Objective: Search the entries below. Return every line that has "with" in it.

Recorded data:
□ □ □ □ □ □ □

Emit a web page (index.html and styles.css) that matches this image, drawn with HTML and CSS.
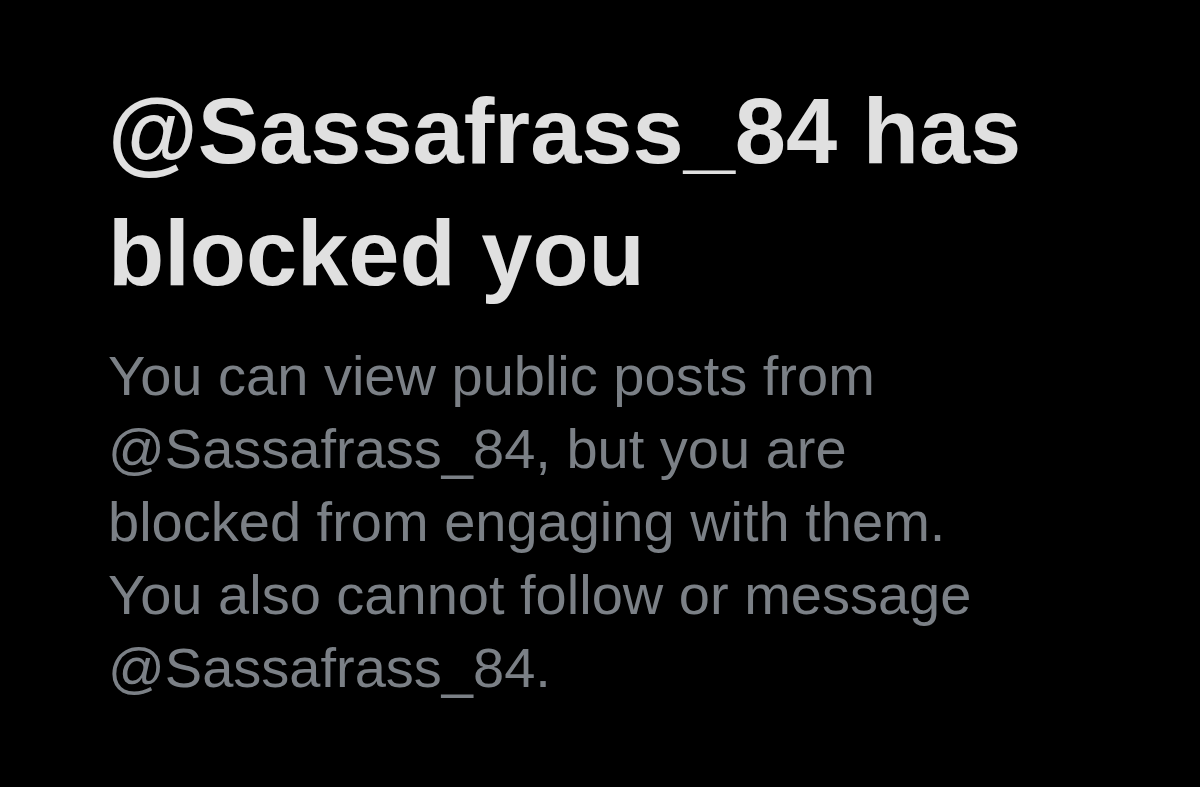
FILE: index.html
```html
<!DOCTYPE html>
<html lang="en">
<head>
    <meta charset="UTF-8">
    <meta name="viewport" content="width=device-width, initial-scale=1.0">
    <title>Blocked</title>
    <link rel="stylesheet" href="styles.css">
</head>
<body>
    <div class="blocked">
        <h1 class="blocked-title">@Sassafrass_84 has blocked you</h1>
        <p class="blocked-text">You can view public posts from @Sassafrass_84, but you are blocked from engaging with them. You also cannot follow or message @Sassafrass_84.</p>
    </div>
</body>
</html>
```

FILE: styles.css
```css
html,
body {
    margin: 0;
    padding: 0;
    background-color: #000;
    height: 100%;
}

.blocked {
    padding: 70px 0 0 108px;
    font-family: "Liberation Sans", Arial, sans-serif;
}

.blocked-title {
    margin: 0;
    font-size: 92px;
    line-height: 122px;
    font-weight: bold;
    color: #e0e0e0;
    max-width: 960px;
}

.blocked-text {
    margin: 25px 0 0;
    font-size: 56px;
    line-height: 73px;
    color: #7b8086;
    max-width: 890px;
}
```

□ □ □ □ □ □ □

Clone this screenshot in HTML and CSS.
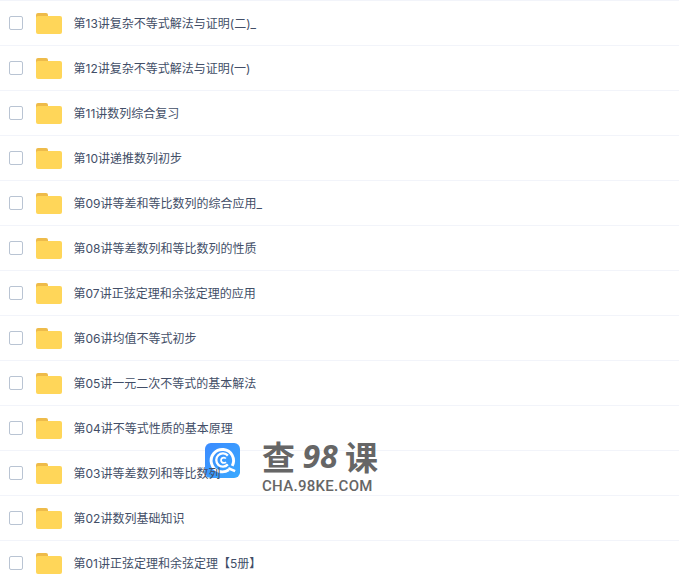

□ □ □ □ □ □ □

Solution to the exercise:
Emit a web page (index.html and styles.css) that matches this image, drawn with HTML and CSS.
        <p class="blocked-text">You can view public posts from @Sassafrass_84, but you are blocked from engaging with them. You also cannot follow or message @Sassafrass_84.</p>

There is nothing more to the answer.